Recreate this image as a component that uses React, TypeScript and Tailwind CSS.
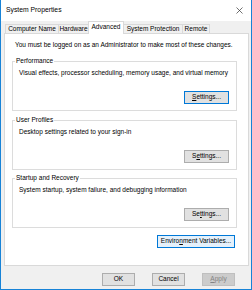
import React from 'react';

const font = { fontFamily: '"Liberation Sans", Arial, sans-serif' };

type BtnProps = {
  children: React.ReactNode;
  className?: string;
  variant?: 'normal' | 'default' | 'hover' | 'disabled';
};

const Btn: React.FC<BtnProps> = ({ children, className = '', variant = 'normal' }) => {
  const look = {
    normal: 'border-[#adadad] bg-[#e1e1e1] text-black',
    default: 'border-[#0078d7] bg-[#e1e1e1] text-black',
    hover: 'border-[#0078d7] bg-[#e5f1fb] text-black',
    disabled: 'border-[#bfbfbf] bg-[#cccccc] text-[#838383]',
  }[variant];
  return (
    <div className={`h-[13px] border flex items-center justify-center text-[6.5px] leading-none ${look} ${className}`}>
      {children}
    </div>
  );
};

const GroupBox: React.FC<{ label: string; text: string; mnemonic: React.ReactNode; className?: string }> = ({
  label,
  text,
  mnemonic,
  className = '',
}) => (
  <fieldset className={`ml-[7px] mr-[11px] border border-[#dcdcdc] ${className}`}>
    <legend className="ml-[2px] px-[1px] text-[6.5px] leading-[8px]">{label}</legend>
    <div className="h-[45px] flex flex-col pt-[4px] pb-[6px]">
      <div className="h-[8px] pl-[6px] leading-[8px] text-[6.5px] whitespace-nowrap">{text}</div>
      <Btn className="mt-auto self-end mr-[7px] w-[45px]" variant={label === 'Performance' ? 'default' : 'normal'}>
        {mnemonic}
      </Btn>
    </div>
  </fieldset>
);

const tabs = [
  { name: 'Computer Name', w: 'w-[54px]' },
  { name: 'Hardware', w: 'w-[31px]' },
  { name: 'Advanced', w: 'w-[36px]', active: true },
  { name: 'System Protection', w: 'w-[60px]' },
  { name: 'Remote', w: 'w-[28px]' },
];

export default function App() {
  return (
    <div
      className="w-[252px] h-[290px] flex flex-col bg-[#f0f0f0] border-x border-b border-[#1883d7] text-black overflow-hidden"
      style={font}
    >
      {/* Title bar */}
      <div className="h-[21px] bg-white flex items-center justify-between pl-[5px] pr-[7px]">
        <span className="text-[6.8px] leading-none">System Properties</span>
        <svg width="7" height="7" viewBox="0 0 7 7" className="mr-[1px]">
          <path d="M0.5 0.5 L6.5 6.5 M6.5 0.5 L0.5 6.5" stroke="#333" strokeWidth="0.7" fill="none" />
        </svg>
      </div>

      {/* Tabs */}
      <div className="h-[12px] flex items-end pl-[4px]">
        {tabs.map((t, i) =>
          t.active ? (
            <div
              key={t.name}
              className={`${t.w} -ml-px h-[13px] -mb-px relative z-10 bg-white border-x border-t border-[#d9d9d9] flex items-center justify-center text-[6.5px] leading-none pb-[2px]`}
            >
              {t.name}
            </div>
          ) : (
            <div
              key={t.name}
              className={`${t.w} ${i > 0 ? '-ml-px' : ''} h-[9px] bg-[#f0f0f0] border-x border-t border-[#d9d9d9] flex items-center justify-center text-[6.5px] leading-none whitespace-nowrap`}
            >
              {t.name}
            </div>
          )
        )}
      </div>

      {/* Tab panel */}
      <div className="ml-[3px] mr-[2px] h-[233px] bg-white border border-[#d9d9d9] flex flex-col">
        <div className="pt-[7px] pl-[10px] h-[15px] leading-[8px] text-[6.5px] whitespace-nowrap">
          You must be logged on as an Administrator to make most of these changes.
        </div>
        <GroupBox
          className="mt-[8px]"
          label="Performance"
          text="Visual effects, processor scheduling, memory usage, and virtual memory"
          mnemonic={<span><u>S</u>ettings...</span>}
        />
        <GroupBox
          className="mt-[5px]"
          label="User Profiles"
          text="Desktop settings related to your sign-in"
          mnemonic={<span>S<u>e</u>ttings...</span>}
        />
        <GroupBox
          className="mt-[4px]"
          label="Startup and Recovery"
          text="System startup, system failure, and debugging information"
          mnemonic={<span>Se<u>t</u>tings...</span>}
        />
        <Btn className="mt-[7px] self-end mr-[13px] w-[78px]" variant="hover">
          <span>Enviro<u>n</u>ment Variables...</span>
        </Btn>
      </div>

      {/* Footer buttons */}
      <div className="flex-1 flex justify-end items-start pt-[7px] pr-[16px] gap-[17px]">
        <Btn className="w-[33px]">OK</Btn>
        <Btn className="w-[33px]">Cancel</Btn>
        <Btn className="w-[33px]" variant="disabled">
          <span><u>A</u>pply</span>
        </Btn>
      </div>
    </div>
  );
}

__STATED GOAL__.
Make an exact reproduction of the listing above, without any pictures.

__TASK ANSWER__.
Recreate this image as a component that uses React, TypeScript and Tailwind CSS.
import React from 'react';

const font = { fontFamily: '"Liberation Sans", Arial, sans-serif' };

type BtnProps = {
  children: React.ReactNode;
  className?: string;
  variant?: 'normal' | 'default' | 'hover' | 'disabled';
};

const Btn: React.FC<BtnProps> = ({ children, className = '', variant = 'normal' }) => {
  const look = {
    normal: 'border-[#adadad] bg-[#e1e1e1] text-black',
    default: 'border-[#0078d7] bg-[#e1e1e1] text-black',
    hover: 'border-[#0078d7] bg-[#e5f1fb] text-black',
    disabled: 'border-[#bfbfbf] bg-[#cccccc] text-[#838383]',
  }[variant];
  return (
    <div className={`h-[13px] border flex items-center justify-center text-[6.5px] leading-none ${look} ${className}`}>
      {children}
    </div>
  );
};

const GroupBox: React.FC<{ label: string; text: string; mnemonic: React.ReactNode; className?: string }> = ({
  label,
  text,
  mnemonic,
  className = '',
}) => (
  <fieldset className={`ml-[7px] mr-[11px] border border-[#dcdcdc] ${className}`}>
    <legend className="ml-[2px] px-[1px] text-[6.5px] leading-[8px]">{label}</legend>
    <div className="h-[45px] flex flex-col pt-[4px] pb-[6px]">
      <div className="h-[8px] pl-[6px] leading-[8px] text-[6.5px] whitespace-nowrap">{text}</div>
      <Btn className="mt-auto self-end mr-[7px] w-[45px]" variant={label === 'Performance' ? 'default' : 'normal'}>
        {mnemonic}
      </Btn>
    </div>
  </fieldset>
);

const tabs = [
  { name: 'Computer Name', w: 'w-[54px]' },
  { name: 'Hardware', w: 'w-[31px]' },
  { name: 'Advanced', w: 'w-[36px]', active: true },
  { name: 'System Protection', w: 'w-[60px]' },
  { name: 'Remote', w: 'w-[28px]' },
];

export default function App() {
  return (
    <div
      className="w-[252px] h-[290px] flex flex-col bg-[#f0f0f0] border-x border-b border-[#1883d7] text-black overflow-hidden"
      style={font}
    >
      {/* Title bar */}
      <div className="h-[21px] bg-white flex items-center justify-between pl-[5px] pr-[7px]">
        <span className="text-[6.8px] leading-none">System Properties</span>
        <svg width="7" height="7" viewBox="0 0 7 7" className="mr-[1px]">
          <path d="M0.5 0.5 L6.5 6.5 M6.5 0.5 L0.5 6.5" stroke="#333" strokeWidth="0.7" fill="none" />
        </svg>
      </div>

      {/* Tabs */}
      <div className="h-[12px] flex items-end pl-[4px]">
        {tabs.map((t, i) =>
          t.active ? (
            <div
              key={t.name}
              className={`${t.w} -ml-px h-[13px] -mb-px relative z-10 bg-white border-x border-t border-[#d9d9d9] flex items-center justify-center text-[6.5px] leading-none pb-[2px]`}
            >
              {t.name}
            </div>
          ) : (
            <div
              key={t.name}
              className={`${t.w} ${i > 0 ? '-ml-px' : ''} h-[9px] bg-[#f0f0f0] border-x border-t border-[#d9d9d9] flex items-center justify-center text-[6.5px] leading-none whitespace-nowrap`}
            >
              {t.name}
            </div>
          )
        )}
      </div>

      {/* Tab panel */}
      <div className="ml-[3px] mr-[2px] h-[233px] bg-white border border-[#d9d9d9] flex flex-col">
        <div className="pt-[7px] pl-[10px] h-[15px] leading-[8px] text-[6.5px] whitespace-nowrap">
          You must be logged on as an Administrator to make most of these changes.
        </div>
        <GroupBox
          className="mt-[8px]"
          label="Performance"
          text="Visual effects, processor scheduling, memory usage, and virtual memory"
          mnemonic={<span><u>S</u>ettings...</span>}
        />
        <GroupBox
          className="mt-[5px]"
          label="User Profiles"
          text="Desktop settings related to your sign-in"
          mnemonic={<span>S<u>e</u>ttings...</span>}
        />
        <GroupBox
          className="mt-[4px]"
          label="Startup and Recovery"
          text="System startup, system failure, and debugging information"
          mnemonic={<span>Se<u>t</u>tings...</span>}
        />
        <Btn className="mt-[7px] self-end mr-[13px] w-[78px]" variant="hover">
          <span>Enviro<u>n</u>ment Variables...</span>
        </Btn>
      </div>

      {/* Footer buttons */}
      <div className="flex-1 flex justify-end items-start pt-[7px] pr-[16px] gap-[17px]">
        <Btn className="w-[33px]">OK</Btn>
        <Btn className="w-[33px]">Cancel</Btn>
        <Btn className="w-[33px]" variant="disabled">
          <span><u>A</u>pply</span>
        </Btn>
      </div>
    </div>
  );
}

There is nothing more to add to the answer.